# [Data supplied]
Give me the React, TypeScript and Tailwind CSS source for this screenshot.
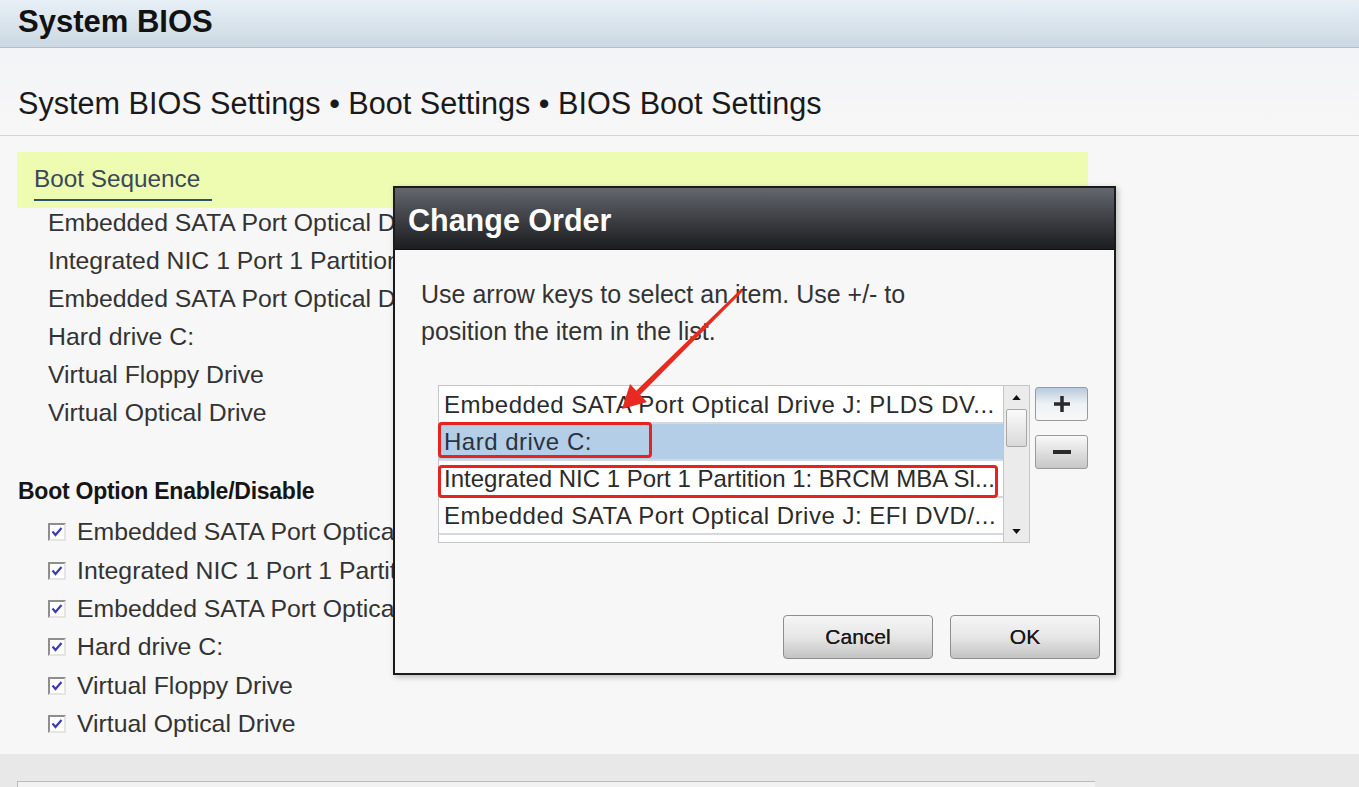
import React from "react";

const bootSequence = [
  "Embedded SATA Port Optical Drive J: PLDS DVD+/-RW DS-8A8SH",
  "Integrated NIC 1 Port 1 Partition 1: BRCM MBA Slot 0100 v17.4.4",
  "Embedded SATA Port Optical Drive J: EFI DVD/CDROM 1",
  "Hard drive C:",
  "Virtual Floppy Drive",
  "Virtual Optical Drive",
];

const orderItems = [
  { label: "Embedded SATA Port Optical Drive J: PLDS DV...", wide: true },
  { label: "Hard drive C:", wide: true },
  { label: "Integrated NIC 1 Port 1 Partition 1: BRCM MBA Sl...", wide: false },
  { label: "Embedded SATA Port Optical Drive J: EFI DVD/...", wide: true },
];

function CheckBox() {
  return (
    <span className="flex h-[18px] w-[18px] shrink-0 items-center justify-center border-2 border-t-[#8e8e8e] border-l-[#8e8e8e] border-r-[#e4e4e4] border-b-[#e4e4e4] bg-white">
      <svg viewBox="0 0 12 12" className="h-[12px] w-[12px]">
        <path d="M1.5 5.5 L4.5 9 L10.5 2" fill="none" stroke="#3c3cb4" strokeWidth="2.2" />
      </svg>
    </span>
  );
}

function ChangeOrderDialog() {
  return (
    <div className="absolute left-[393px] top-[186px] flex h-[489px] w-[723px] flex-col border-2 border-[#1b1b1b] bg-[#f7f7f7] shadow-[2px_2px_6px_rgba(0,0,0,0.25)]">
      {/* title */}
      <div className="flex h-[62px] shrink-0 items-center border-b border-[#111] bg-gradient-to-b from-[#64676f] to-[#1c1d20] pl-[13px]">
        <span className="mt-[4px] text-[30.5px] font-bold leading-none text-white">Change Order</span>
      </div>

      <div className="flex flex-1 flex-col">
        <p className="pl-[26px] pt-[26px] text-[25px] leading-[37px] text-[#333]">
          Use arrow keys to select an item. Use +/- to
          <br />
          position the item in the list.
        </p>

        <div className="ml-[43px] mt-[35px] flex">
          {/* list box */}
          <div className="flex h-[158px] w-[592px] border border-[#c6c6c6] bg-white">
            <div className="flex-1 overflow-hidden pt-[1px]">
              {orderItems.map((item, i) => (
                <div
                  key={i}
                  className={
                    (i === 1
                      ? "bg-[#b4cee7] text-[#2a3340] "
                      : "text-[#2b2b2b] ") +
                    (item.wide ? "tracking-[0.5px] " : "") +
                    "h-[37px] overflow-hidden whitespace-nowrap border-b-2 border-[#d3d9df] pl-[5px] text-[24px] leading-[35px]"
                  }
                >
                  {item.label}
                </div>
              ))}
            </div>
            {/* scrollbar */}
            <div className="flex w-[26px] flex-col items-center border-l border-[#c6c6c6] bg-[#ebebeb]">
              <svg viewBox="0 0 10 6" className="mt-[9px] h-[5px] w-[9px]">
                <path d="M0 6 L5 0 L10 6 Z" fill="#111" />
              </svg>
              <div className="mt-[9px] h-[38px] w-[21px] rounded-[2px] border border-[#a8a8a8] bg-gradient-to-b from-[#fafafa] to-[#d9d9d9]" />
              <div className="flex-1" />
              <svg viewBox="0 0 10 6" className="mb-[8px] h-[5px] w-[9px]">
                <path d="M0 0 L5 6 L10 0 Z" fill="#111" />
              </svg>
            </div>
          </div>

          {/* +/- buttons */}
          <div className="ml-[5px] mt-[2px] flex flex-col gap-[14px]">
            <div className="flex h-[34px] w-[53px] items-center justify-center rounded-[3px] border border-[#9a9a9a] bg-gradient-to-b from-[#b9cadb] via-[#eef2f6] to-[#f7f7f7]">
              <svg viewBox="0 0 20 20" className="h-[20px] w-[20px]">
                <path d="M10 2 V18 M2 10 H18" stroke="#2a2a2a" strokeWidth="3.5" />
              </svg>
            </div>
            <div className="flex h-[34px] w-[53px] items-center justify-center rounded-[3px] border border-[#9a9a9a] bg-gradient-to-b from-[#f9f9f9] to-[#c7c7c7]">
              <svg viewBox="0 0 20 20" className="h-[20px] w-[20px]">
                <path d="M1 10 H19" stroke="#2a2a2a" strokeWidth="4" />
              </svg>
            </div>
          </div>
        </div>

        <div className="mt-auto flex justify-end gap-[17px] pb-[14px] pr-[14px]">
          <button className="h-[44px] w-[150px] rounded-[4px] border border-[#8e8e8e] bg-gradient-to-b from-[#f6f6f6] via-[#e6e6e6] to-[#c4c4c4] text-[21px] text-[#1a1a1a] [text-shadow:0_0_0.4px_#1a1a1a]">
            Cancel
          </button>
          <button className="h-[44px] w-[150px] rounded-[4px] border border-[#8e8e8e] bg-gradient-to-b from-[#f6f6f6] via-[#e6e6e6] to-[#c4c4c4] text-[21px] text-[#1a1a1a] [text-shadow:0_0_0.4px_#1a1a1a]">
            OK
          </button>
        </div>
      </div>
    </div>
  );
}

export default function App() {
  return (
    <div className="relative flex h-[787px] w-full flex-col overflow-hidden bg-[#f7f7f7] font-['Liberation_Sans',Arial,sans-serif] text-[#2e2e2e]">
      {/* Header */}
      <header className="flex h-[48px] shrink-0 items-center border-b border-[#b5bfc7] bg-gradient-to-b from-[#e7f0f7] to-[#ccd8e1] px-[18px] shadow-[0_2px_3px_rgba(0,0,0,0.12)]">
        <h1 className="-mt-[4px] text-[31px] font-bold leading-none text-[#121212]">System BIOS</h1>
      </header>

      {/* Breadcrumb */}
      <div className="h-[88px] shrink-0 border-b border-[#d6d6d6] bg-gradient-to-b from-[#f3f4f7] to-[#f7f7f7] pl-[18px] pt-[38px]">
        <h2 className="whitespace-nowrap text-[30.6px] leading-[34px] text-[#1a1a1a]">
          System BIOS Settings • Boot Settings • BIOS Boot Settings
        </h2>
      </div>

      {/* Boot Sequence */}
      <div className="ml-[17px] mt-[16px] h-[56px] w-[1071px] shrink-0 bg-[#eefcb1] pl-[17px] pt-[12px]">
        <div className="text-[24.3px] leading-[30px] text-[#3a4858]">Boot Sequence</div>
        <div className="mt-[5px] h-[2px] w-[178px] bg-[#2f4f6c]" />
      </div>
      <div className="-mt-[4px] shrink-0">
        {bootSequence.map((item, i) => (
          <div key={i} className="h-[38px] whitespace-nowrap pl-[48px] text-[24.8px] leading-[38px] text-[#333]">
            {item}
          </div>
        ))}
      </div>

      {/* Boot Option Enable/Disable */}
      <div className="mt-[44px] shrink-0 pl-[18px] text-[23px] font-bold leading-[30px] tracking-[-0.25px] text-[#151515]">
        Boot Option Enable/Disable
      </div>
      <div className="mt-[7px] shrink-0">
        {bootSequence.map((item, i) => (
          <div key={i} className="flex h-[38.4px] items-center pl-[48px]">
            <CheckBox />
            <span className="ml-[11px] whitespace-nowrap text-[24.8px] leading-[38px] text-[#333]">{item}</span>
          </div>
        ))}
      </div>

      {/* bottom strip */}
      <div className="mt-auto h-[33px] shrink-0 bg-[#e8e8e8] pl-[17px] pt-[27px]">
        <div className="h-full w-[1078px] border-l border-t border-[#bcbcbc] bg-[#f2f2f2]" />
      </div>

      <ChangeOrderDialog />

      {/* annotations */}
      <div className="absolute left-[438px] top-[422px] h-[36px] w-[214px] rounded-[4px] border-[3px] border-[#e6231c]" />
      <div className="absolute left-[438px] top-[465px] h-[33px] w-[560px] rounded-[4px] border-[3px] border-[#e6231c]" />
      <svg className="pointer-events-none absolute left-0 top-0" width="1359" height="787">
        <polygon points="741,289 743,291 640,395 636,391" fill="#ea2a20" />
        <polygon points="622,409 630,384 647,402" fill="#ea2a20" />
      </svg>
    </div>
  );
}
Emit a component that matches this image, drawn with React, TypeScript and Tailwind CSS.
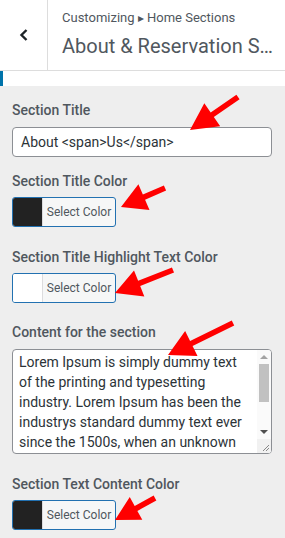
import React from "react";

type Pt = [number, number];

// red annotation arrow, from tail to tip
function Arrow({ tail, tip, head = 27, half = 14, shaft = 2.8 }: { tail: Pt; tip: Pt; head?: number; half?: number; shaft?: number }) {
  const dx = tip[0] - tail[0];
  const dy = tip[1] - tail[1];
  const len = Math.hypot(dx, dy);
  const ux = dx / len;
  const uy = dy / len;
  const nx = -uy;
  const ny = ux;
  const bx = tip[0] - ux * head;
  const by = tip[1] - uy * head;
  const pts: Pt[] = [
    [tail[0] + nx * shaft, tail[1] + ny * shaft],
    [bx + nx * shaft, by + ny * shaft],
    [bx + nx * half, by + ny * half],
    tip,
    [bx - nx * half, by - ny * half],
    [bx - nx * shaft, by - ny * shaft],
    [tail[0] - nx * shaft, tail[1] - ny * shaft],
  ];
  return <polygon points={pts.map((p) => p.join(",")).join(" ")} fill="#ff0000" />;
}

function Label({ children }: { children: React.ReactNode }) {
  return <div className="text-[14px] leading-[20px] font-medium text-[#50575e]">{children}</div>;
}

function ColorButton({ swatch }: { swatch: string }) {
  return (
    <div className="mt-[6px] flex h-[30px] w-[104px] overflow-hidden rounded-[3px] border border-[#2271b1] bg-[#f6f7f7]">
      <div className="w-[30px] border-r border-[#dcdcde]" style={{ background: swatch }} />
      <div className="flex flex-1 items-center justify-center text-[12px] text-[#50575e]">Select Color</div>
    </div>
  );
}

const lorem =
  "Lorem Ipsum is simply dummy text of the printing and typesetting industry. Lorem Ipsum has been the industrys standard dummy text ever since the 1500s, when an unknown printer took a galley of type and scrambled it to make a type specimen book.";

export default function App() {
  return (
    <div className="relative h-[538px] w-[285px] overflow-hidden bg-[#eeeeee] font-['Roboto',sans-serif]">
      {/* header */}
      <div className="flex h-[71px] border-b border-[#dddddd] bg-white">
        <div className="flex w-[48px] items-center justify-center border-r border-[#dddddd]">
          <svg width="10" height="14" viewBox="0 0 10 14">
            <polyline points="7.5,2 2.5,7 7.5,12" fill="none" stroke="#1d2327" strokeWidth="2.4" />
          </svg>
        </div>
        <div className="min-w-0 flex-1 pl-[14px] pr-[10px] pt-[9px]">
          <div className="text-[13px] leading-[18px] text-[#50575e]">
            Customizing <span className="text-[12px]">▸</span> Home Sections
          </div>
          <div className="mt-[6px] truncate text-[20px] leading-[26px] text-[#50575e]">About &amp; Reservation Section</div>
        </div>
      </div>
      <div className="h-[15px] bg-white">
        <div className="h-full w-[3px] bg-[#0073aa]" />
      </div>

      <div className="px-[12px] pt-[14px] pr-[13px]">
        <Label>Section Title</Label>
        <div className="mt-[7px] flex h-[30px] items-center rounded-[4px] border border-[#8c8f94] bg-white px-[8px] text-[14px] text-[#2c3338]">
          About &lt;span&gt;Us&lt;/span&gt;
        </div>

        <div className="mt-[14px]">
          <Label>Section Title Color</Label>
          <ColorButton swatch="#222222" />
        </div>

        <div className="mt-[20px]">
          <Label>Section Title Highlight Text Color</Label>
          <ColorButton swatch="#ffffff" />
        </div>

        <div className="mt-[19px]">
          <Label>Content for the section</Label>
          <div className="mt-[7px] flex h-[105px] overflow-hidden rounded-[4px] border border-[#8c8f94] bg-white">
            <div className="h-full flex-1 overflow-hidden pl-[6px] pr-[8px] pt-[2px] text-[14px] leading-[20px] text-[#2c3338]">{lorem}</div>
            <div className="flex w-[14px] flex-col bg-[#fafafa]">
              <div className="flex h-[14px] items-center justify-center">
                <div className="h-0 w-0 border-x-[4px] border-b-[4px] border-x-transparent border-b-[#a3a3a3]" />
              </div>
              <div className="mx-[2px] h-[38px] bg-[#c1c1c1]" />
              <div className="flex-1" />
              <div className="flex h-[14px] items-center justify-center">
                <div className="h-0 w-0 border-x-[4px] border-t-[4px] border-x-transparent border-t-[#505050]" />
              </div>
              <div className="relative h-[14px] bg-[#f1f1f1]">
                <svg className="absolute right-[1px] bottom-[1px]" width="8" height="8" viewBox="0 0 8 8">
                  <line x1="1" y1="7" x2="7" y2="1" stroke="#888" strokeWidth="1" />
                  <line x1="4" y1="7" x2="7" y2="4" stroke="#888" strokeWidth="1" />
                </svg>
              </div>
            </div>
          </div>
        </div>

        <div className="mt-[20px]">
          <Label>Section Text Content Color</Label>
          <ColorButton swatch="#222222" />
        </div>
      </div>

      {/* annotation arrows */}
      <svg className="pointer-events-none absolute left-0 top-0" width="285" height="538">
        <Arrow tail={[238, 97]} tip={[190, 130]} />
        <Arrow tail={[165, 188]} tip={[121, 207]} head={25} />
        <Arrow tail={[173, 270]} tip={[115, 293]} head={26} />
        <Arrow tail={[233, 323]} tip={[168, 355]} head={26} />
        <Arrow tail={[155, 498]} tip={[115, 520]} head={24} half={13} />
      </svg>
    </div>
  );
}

# [Set problem]
Repeat exactly, and only, the lines between the line holding "Emit a component" and the line holding "type Pt = [number, number];", inclusive, leaving pictures out.

# [Output of the task]
Emit a component that matches this image, drawn with React, TypeScript and Tailwind CSS.
import React from "react";

type Pt = [number, number];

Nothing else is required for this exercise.